WORK TO COMPLETE ▸
Reproduce all the lines exactly as they stand, apart from the pictures.

* * * *

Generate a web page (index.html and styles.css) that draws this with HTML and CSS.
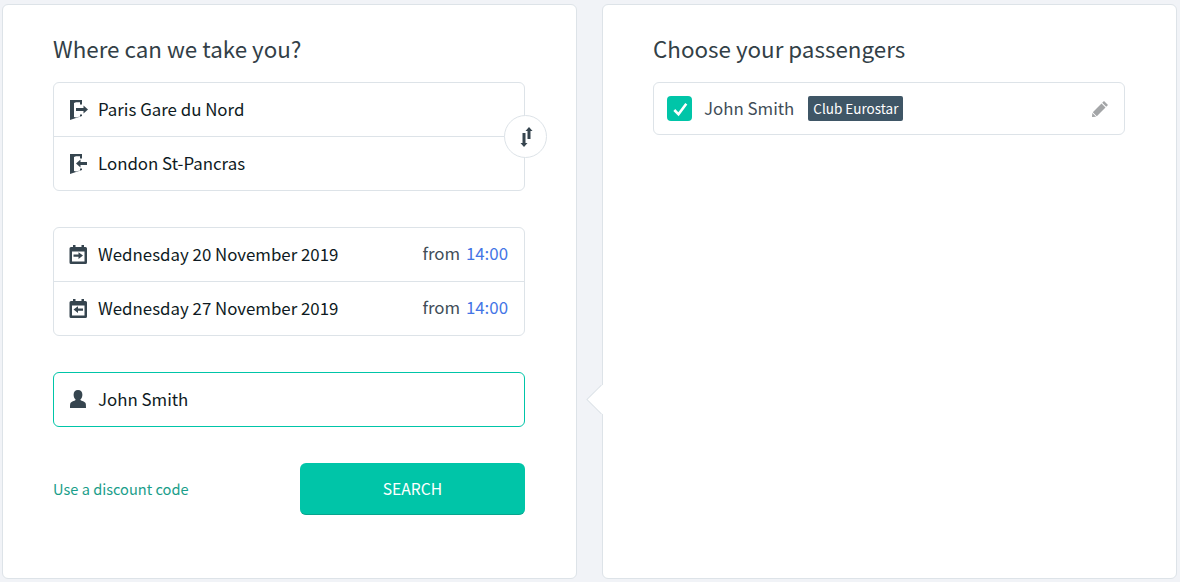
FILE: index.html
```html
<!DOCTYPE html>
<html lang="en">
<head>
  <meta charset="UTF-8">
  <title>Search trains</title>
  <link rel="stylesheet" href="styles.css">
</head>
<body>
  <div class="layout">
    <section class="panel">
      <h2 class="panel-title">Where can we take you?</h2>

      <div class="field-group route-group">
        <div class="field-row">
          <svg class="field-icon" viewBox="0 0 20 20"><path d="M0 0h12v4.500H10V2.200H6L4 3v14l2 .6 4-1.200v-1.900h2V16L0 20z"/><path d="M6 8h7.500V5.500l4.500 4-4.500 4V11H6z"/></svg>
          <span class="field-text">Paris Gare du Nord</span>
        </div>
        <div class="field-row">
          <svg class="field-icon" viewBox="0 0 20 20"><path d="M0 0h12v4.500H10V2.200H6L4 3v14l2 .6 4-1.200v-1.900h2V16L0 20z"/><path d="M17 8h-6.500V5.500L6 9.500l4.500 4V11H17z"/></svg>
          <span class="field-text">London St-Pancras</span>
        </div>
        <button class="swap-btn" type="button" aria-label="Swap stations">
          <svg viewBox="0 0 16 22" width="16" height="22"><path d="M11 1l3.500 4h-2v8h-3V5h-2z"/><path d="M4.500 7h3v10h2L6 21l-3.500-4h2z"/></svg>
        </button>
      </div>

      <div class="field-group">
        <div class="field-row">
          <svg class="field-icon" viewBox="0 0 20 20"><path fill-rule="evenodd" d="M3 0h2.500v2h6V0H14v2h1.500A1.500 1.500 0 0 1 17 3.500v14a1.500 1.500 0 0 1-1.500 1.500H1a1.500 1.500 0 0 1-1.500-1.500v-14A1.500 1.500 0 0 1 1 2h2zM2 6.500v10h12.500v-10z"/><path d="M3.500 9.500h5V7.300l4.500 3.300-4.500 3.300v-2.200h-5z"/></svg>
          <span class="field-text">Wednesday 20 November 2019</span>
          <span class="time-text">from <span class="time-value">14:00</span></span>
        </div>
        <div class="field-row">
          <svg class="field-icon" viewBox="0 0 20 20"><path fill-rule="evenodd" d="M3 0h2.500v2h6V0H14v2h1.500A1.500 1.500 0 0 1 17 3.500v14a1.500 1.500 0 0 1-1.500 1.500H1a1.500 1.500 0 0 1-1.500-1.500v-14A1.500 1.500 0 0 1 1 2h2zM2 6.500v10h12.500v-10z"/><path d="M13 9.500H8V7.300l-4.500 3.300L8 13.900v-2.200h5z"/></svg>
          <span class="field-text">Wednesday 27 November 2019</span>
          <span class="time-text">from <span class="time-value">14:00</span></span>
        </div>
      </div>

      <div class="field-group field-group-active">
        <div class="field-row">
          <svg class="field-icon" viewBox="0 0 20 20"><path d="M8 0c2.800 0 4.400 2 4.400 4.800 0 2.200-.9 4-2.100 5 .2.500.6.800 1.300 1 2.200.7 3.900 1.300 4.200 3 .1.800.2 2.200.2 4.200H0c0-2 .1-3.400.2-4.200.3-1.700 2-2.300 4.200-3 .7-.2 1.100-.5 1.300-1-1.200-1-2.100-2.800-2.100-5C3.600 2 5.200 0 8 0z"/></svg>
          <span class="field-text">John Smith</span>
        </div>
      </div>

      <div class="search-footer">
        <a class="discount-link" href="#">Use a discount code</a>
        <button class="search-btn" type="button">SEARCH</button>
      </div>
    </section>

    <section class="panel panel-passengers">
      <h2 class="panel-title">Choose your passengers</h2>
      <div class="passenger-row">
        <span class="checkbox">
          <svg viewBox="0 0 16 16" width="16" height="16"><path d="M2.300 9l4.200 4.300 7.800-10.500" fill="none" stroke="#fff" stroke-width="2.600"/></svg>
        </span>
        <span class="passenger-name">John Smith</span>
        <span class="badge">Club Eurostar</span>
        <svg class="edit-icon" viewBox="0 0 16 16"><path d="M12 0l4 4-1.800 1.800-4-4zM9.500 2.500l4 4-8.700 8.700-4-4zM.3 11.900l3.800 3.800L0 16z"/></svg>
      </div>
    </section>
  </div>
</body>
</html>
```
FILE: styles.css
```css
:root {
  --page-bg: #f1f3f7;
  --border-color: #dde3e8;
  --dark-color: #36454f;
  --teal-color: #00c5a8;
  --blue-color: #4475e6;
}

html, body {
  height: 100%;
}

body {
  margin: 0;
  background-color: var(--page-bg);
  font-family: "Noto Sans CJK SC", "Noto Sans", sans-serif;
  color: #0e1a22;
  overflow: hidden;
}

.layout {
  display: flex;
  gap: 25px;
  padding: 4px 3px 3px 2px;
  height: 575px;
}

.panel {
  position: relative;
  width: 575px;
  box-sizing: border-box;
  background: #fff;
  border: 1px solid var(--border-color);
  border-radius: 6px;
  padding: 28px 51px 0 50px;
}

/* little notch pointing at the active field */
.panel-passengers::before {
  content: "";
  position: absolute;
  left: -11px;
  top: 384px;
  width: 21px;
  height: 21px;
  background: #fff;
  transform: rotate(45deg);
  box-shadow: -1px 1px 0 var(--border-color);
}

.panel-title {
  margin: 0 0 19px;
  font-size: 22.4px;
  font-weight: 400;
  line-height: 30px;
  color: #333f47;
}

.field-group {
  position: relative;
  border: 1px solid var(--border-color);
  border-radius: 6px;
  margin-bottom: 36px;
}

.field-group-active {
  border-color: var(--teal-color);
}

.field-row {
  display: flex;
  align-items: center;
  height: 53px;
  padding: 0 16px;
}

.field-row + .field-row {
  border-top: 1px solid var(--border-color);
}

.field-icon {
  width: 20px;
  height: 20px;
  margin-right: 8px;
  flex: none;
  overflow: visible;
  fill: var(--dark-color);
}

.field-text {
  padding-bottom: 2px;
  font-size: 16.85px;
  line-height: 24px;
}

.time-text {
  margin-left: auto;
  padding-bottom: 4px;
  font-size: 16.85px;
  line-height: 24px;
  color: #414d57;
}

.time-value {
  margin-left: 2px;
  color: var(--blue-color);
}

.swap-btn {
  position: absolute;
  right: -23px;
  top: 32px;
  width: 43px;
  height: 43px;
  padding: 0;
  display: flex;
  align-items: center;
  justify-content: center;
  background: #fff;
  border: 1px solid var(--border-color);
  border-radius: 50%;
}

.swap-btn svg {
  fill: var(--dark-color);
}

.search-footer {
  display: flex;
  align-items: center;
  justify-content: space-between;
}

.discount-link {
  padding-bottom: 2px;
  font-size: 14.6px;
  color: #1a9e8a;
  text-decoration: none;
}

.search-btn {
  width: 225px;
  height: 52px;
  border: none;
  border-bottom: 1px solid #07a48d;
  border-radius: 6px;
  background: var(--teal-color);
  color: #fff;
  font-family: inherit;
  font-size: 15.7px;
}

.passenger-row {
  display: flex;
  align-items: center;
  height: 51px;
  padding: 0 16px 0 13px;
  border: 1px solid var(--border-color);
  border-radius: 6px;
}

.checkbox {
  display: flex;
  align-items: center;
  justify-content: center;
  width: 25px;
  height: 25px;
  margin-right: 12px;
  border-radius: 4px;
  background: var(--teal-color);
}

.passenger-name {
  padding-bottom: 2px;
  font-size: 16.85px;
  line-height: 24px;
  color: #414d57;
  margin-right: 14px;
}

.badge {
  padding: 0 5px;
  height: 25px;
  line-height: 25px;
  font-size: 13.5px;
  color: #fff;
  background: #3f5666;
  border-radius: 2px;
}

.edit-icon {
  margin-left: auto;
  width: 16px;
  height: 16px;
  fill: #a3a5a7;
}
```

* * * *

TASK RESULT ▸
Generate a web page (index.html and styles.css) that draws this with HTML and CSS.
FILE: index.html
```html
<!DOCTYPE html>
<html lang="en">
<head>
  <meta charset="UTF-8">
  <title>Search trains</title>
  <link rel="stylesheet" href="styles.css">
</head>
<body>
  <div class="layout">
    <section class="panel">
      <h2 class="panel-title">Where can we take you?</h2>

      <div class="field-group route-group">
        <div class="field-row">
          <svg class="field-icon" viewBox="0 0 20 20"><path d="M0 0h12v4.500H10V2.200H6L4 3v14l2 .6 4-1.200v-1.900h2V16L0 20z"/><path d="M6 8h7.500V5.500l4.500 4-4.500 4V11H6z"/></svg>
          <span class="field-text">Paris Gare du Nord</span>
        </div>
        <div class="field-row">
          <svg class="field-icon" viewBox="0 0 20 20"><path d="M0 0h12v4.500H10V2.200H6L4 3v14l2 .6 4-1.200v-1.900h2V16L0 20z"/><path d="M17 8h-6.500V5.500L6 9.500l4.500 4V11H17z"/></svg>
          <span class="field-text">London St-Pancras</span>
        </div>
        <button class="swap-btn" type="button" aria-label="Swap stations">
          <svg viewBox="0 0 16 22" width="16" height="22"><path d="M11 1l3.500 4h-2v8h-3V5h-2z"/><path d="M4.500 7h3v10h2L6 21l-3.500-4h2z"/></svg>
        </button>
      </div>

      <div class="field-group">
        <div class="field-row">
          <svg class="field-icon" viewBox="0 0 20 20"><path fill-rule="evenodd" d="M3 0h2.500v2h6V0H14v2h1.500A1.500 1.500 0 0 1 17 3.500v14a1.500 1.500 0 0 1-1.500 1.500H1a1.500 1.500 0 0 1-1.500-1.500v-14A1.500 1.500 0 0 1 1 2h2zM2 6.500v10h12.500v-10z"/><path d="M3.500 9.500h5V7.300l4.500 3.300-4.500 3.300v-2.200h-5z"/></svg>
          <span class="field-text">Wednesday 20 November 2019</span>
          <span class="time-text">from <span class="time-value">14:00</span></span>
        </div>
        <div class="field-row">
          <svg class="field-icon" viewBox="0 0 20 20"><path fill-rule="evenodd" d="M3 0h2.500v2h6V0H14v2h1.500A1.500 1.500 0 0 1 17 3.500v14a1.500 1.500 0 0 1-1.500 1.500H1a1.500 1.500 0 0 1-1.500-1.500v-14A1.500 1.500 0 0 1 1 2h2zM2 6.500v10h12.500v-10z"/><path d="M13 9.500H8V7.300l-4.500 3.300L8 13.900v-2.200h5z"/></svg>
          <span class="field-text">Wednesday 27 November 2019</span>
          <span class="time-text">from <span class="time-value">14:00</span></span>
        </div>
      </div>

      <div class="field-group field-group-active">
        <div class="field-row">
          <svg class="field-icon" viewBox="0 0 20 20"><path d="M8 0c2.800 0 4.400 2 4.400 4.800 0 2.200-.9 4-2.100 5 .2.500.6.800 1.300 1 2.200.7 3.900 1.300 4.200 3 .1.800.2 2.200.2 4.200H0c0-2 .1-3.400.2-4.200.3-1.700 2-2.300 4.200-3 .7-.2 1.100-.5 1.300-1-1.200-1-2.100-2.800-2.100-5C3.600 2 5.200 0 8 0z"/></svg>
          <span class="field-text">John Smith</span>
        </div>
      </div>

      <div class="search-footer">
        <a class="discount-link" href="#">Use a discount code</a>
        <button class="search-btn" type="button">SEARCH</button>
      </div>
    </section>

    <section class="panel panel-passengers">
      <h2 class="panel-title">Choose your passengers</h2>
      <div class="passenger-row">
        <span class="checkbox">
          <svg viewBox="0 0 16 16" width="16" height="16"><path d="M2.300 9l4.200 4.300 7.800-10.500" fill="none" stroke="#fff" stroke-width="2.600"/></svg>
        </span>
        <span class="passenger-name">John Smith</span>
        <span class="badge">Club Eurostar</span>
        <svg class="edit-icon" viewBox="0 0 16 16"><path d="M12 0l4 4-1.800 1.800-4-4zM9.500 2.500l4 4-8.700 8.700-4-4zM.3 11.900l3.800 3.800L0 16z"/></svg>
      </div>
    </section>
  </div>
</body>
</html>
```
FILE: styles.css
```css
:root {
  --page-bg: #f1f3f7;
  --border-color: #dde3e8;
  --dark-color: #36454f;
  --teal-color: #00c5a8;
  --blue-color: #4475e6;
}

html, body {
  height: 100%;
}

body {
  margin: 0;
  background-color: var(--page-bg);
  font-family: "Noto Sans CJK SC", "Noto Sans", sans-serif;
  color: #0e1a22;
  overflow: hidden;
}

.layout {
  display: flex;
  gap: 25px;
  padding: 4px 3px 3px 2px;
  height: 575px;
}

.panel {
  position: relative;
  width: 575px;
  box-sizing: border-box;
  background: #fff;
  border: 1px solid var(--border-color);
  border-radius: 6px;
  padding: 28px 51px 0 50px;
}

/* little notch pointing at the active field */
.panel-passengers::before {
  content: "";
  position: absolute;
  left: -11px;
  top: 384px;
  width: 21px;
  height: 21px;
  background: #fff;
  transform: rotate(45deg);
  box-shadow: -1px 1px 0 var(--border-color);
}

.panel-title {
  margin: 0 0 19px;
  font-size: 22.4px;
  font-weight: 400;
  line-height: 30px;
  color: #333f47;
}

.field-group {
  position: relative;
  border: 1px solid var(--border-color);
  border-radius: 6px;
  margin-bottom: 36px;
}

.field-group-active {
  border-color: var(--teal-color);
}

.field-row {
  display: flex;
  align-items: center;
  height: 53px;
  padding: 0 16px;
}

.field-row + .field-row {
  border-top: 1px solid var(--border-color);
}

.field-icon {
  width: 20px;
  height: 20px;
  margin-right: 8px;
  flex: none;
  overflow: visible;
  fill: var(--dark-color);
}

.field-text {
  padding-bottom: 2px;
  font-size: 16.85px;
  line-height: 24px;
}

.time-text {
  margin-left: auto;
  padding-bottom: 4px;
  font-size: 16.85px;
  line-height: 24px;
  color: #414d57;
}

.time-value {
  margin-left: 2px;
  color: var(--blue-color);
}

.swap-btn {
  position: absolute;
  right: -23px;
  top: 32px;
  width: 43px;
  height: 43px;
  padding: 0;
  display: flex;
  align-items: center;
  justify-content: center;
  background: #fff;
  border: 1px solid var(--border-color);
  border-radius: 50%;
}

.swap-btn svg {
  fill: var(--dark-color);
}

.search-footer {
  display: flex;
  align-items: center;
  justify-content: space-between;
}

.discount-link {
  padding-bottom: 2px;
  font-size: 14.6px;
  color: #1a9e8a;
  text-decoration: none;
}

.search-btn {
  width: 225px;
  height: 52px;
  border: none;
  border-bottom: 1px solid #07a48d;
  border-radius: 6px;
  background: var(--teal-color);
  color: #fff;
  font-family: inherit;
  font-size: 15.7px;
}

.passenger-row {
  display: flex;
  align-items: center;
  height: 51px;
  padding: 0 16px 0 13px;
  border: 1px solid var(--border-color);
  border-radius: 6px;
}

.checkbox {
  display: flex;
  align-items: center;
  justify-content: center;
  width: 25px;
  height: 25px;
  margin-right: 12px;
  border-radius: 4px;
  background: var(--teal-color);
}

.passenger-name {
  padding-bottom: 2px;
  font-size: 16.85px;
  line-height: 24px;
  color: #414d57;
  margin-right: 14px;
}

.badge {
  padding: 0 5px;
  height: 25px;
  line-height: 25px;
  font-size: 13.5px;
  color: #fff;
  background: #3f5666;
  border-radius: 2px;
}

.edit-icon {
  margin-left: auto;
  width: 16px;
  height: 16px;
  fill: #a3a5a7;
}
```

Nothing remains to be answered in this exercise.